Catamount fans rejoiced the end of “the Streak” six years ago by bringing down the Whitmire Stadium goal posts following the Catamounts’ dominating defensive – yet still unlikely – 23-6 win over the playoff-bound Mountaineers.
From 1998-2003, the Mountaineers won five-straight, but in the Battle for the Old Mountain Jug fashion, the past four of those five were settled by 10-or-fewer points. In 2001, Appalachian raced to a big first half lead only to see the Cats rally in the second half. A late interception by ASU in the end zone killed the Western’s thoughts of a comeback victory.
And in 2003, Appalachian State scored 14 of its 26 points off of Western turnovers – while overcoming six fumbles of their own – en route to the 26-18 victory in Boone, retaining the Jug for another season.

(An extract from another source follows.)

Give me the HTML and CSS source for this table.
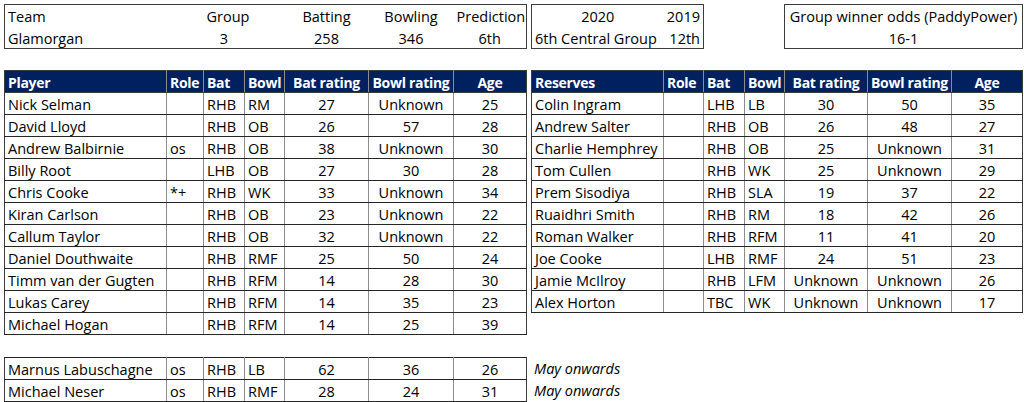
FILE: index.html
```html
<!DOCTYPE html>
<html lang="en">
<head>
<meta charset="utf-8">
<title>Glamorgan squad</title>
<link rel="stylesheet" href="styles.css">
</head>
<body>
<div class="sheet">
  <table class="box box-team">
    <colgroup><col class="w162"><col class="w37"><col class="w41"><col class="w40"><col class="w84"><col class="w85"><col class="w73"></colgroup>
    <tr><td colspan="2">Team</td><td class="c">Group</td><td></td><td class="c">Batting</td><td class="c">Bowling</td><td class="c">Prediction</td></tr>
    <tr><td colspan="2">Glamorgan</td><td class="c">3</td><td></td><td class="c">258</td><td class="c">346</td><td class="c">6th</td></tr>
  </table>

  <div class="top-right">
    <table class="box box-years">
      <colgroup><col class="w132"><col class="w40"></colgroup>
      <tr><td class="c">2020</td><td class="r">2019</td></tr>
      <tr><td>6th Central Group</td><td class="r">12th</td></tr>
    </table>
    <table class="box box-odds">
      <colgroup><col class="w238"></colgroup>
      <tr><td class="c">Group winner odds (PaddyPower)</td></tr>
      <tr><td class="c">16-1</td></tr>
    </table>
  </div>

  <table class="grid main">
    <colgroup><col class="w162"><col class="w37"><col class="w41"><col class="w40"><col class="w84"><col class="w85"><col class="w73"></colgroup>
    <tr class="head"><th>Player</th><th>Role</th><th>Bat</th><th>Bowl</th><th class="c">Bat rating</th><th class="c">Bowl rating</th><th class="c">Age</th></tr>
    <tr><td>Nick Selman</td><td></td><td>RHB</td><td>RM</td><td class="c">27</td><td class="c">Unknown</td><td class="c">25</td></tr>
    <tr><td>David Lloyd</td><td></td><td>RHB</td><td>OB</td><td class="c">26</td><td class="c">57</td><td class="c">28</td></tr>
    <tr><td>Andrew Balbirnie</td><td>os</td><td>RHB</td><td>OB</td><td class="c">38</td><td class="c">Unknown</td><td class="c">30</td></tr>
    <tr><td>Billy Root</td><td></td><td>LHB</td><td>OB</td><td class="c">27</td><td class="c">30</td><td class="c">28</td></tr>
    <tr><td>Chris Cooke</td><td>*+</td><td>RHB</td><td>WK</td><td class="c">33</td><td class="c">Unknown</td><td class="c">34</td></tr>
    <tr><td>Kiran Carlson</td><td></td><td>RHB</td><td>OB</td><td class="c">23</td><td class="c">Unknown</td><td class="c">22</td></tr>
    <tr><td>Callum Taylor</td><td></td><td>RHB</td><td>OB</td><td class="c">32</td><td class="c">Unknown</td><td class="c">22</td></tr>
    <tr><td>Daniel Douthwaite</td><td></td><td>RHB</td><td>RMF</td><td class="c">25</td><td class="c">50</td><td class="c">24</td></tr>
    <tr><td>Timm van der Gugten</td><td></td><td>RHB</td><td>RFM</td><td class="c">14</td><td class="c">28</td><td class="c">30</td></tr>
    <tr><td>Lukas Carey</td><td></td><td>RHB</td><td>RFM</td><td class="c">14</td><td class="c">35</td><td class="c">23</td></tr>
    <tr><td>Michael Hogan</td><td></td><td>RHB</td><td>RFM</td><td class="c">14</td><td class="c">25</td><td class="c">39</td></tr>
  </table>

  <table class="grid reserves">
    <colgroup><col class="w132"><col class="w40"><col class="w41"><col class="w40"><col class="w83"><col class="w84"><col class="w71"></colgroup>
    <tr class="head"><th>Reserves</th><th>Role</th><th>Bat</th><th>Bowl</th><th class="c">Bat rating</th><th class="c">Bowl rating</th><th class="c">Age</th></tr>
    <tr><td>Colin Ingram</td><td></td><td>LHB</td><td>LB</td><td class="c">30</td><td class="c">50</td><td class="c">35</td></tr>
    <tr><td>Andrew Salter</td><td></td><td>RHB</td><td>OB</td><td class="c">26</td><td class="c">48</td><td class="c">27</td></tr>
    <tr><td>Charlie Hemphrey</td><td></td><td>RHB</td><td>OB</td><td class="c">25</td><td class="c">Unknown</td><td class="c">31</td></tr>
    <tr><td>Tom Cullen</td><td></td><td>RHB</td><td>WK</td><td class="c">25</td><td class="c">Unknown</td><td class="c">29</td></tr>
    <tr><td>Prem Sisodiya</td><td></td><td>RHB</td><td>SLA</td><td class="c">19</td><td class="c">37</td><td class="c">22</td></tr>
    <tr><td>Ruaidhri Smith</td><td></td><td>RHB</td><td>RM</td><td class="c">18</td><td class="c">42</td><td class="c">26</td></tr>
    <tr><td>Roman Walker</td><td></td><td>RHB</td><td>RFM</td><td class="c">11</td><td class="c">41</td><td class="c">20</td></tr>
    <tr><td>Joe Cooke</td><td></td><td>LHB</td><td>RMF</td><td class="c">24</td><td class="c">51</td><td class="c">23</td></tr>
    <tr><td>Jamie McIlroy</td><td></td><td>RHB</td><td>LFM</td><td class="c">Unknown</td><td class="c">Unknown</td><td class="c">26</td></tr>
    <tr><td>Alex Horton</td><td></td><td>TBC</td><td>WK</td><td class="c">Unknown</td><td class="c">Unknown</td><td class="c">17</td></tr>
  </table>

  <table class="grid extra">
    <colgroup><col class="w162"><col class="w37"><col class="w41"><col class="w40"><col class="w84"><col class="w85"><col class="w73"></colgroup>
    <tr><td>Marnus Labuschagne</td><td>os</td><td>RHB</td><td>LB</td><td class="c">62</td><td class="c">36</td><td class="c">26</td></tr>
    <tr><td>Michael Neser</td><td>os</td><td>RHB</td><td>RMF</td><td class="c">28</td><td class="c">24</td><td class="c">31</td></tr>
  </table>

  <div class="notes">
    <div class="note">May onwards</div>
    <div class="note">May onwards</div>
  </div>
</div>
</body>
</html>
```

FILE: styles.css
```css
html, body {
  margin: 0;
  background: #ffffff;
}

body {
  padding: 4px 0 0 4px;
  font-family: "Open Sans", "Noto Sans", sans-serif;
  font-size: 14.5px;
  color: #000000;
}

.sheet {
  display: grid;
  grid-template-columns: 523px 492px;
  column-gap: 4px;
  row-gap: 21px;
  align-items: start;
}

table {
  border-collapse: collapse;
  table-layout: fixed;
}

tr {
  height: 22px;
}

td, th {
  padding: 2px 3px 0;
  line-height: 19px;
  vertical-align: top;
  white-space: nowrap;
  overflow: visible;
  text-align: left;
  font-weight: 400;
}

.c { text-align: center; }
.r { text-align: right; }

col.w162 { width: 162px; }
col.w37 { width: 37px; }
col.w41 { width: 41px; }
col.w40 { width: 40px; }
col.w84 { width: 84px; }
col.w85 { width: 85px; }
col.w73 { width: 73px; }
col.w132 { width: 132px; }
col.w83 { width: 83px; }
col.w71 { width: 71px; }
col.w238 { width: 238px; }

/* outlined info boxes */
.box {
  border: 1px solid #3c3c3c;
}

.box-team { width: 523px; }
.box-years { width: 173px; }
.box-odds { width: 239px; margin-left: 80px; }

.top-right {
  display: flex;
  align-items: flex-start;
}

/* data grids */
.grid td, .grid th {
  border-top: 1px solid #262626;
  border-bottom: 1px solid #262626;
  border-left: 1px solid #8c8c8c;
  border-right: 1px solid #8c8c8c;
}

.grid td:first-child, .grid th:first-child {
  border-left-color: #3c3c3c;
}

.grid td:last-child, .grid th:last-child {
  border-right-color: #3c3c3c;
}

.main, .extra { width: 523px; }
.reserves { width: 492px; }

.head th {
  background: #002060;
  color: #ffffff;
  font-weight: 700;
  font-size: 14px;
  letter-spacing: -0.3px;
  border-top-color: #3c3c3c;
  border-bottom-color: #3c3c3c;
}

.extra {
  margin-top: 1px;
}

.notes {
  margin-top: 1px;
  display: flex;
  flex-direction: column;
}

.note {
  height: 22px;
  line-height: 23px;
  padding-left: 3px;
  font-style: italic;
}
```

Then, in 2004, one of the most memorable “Battles for the Old Mountain Jug” took place in front of 14,714 – the second-largest crowd ever in Cullowhee – the newly expanded E.J. Whitmire Stadium. Reserve quarterback Justin Clark completed all five of his pass attempts, two for touchdowns, to lead an 11-point comeback that will go down in the record books as one of the greatest in this rivalry’s history. A combined total of 45 points were scored in the game’s final 23 minutes with Western ending the five-game skid to ASU.
The Appalachian State – Western Carolina rivalry is just one of the many that have helped make college football the classic American spectacle that it became in the last century, and hopefully, will continue to be in our ever-changing society.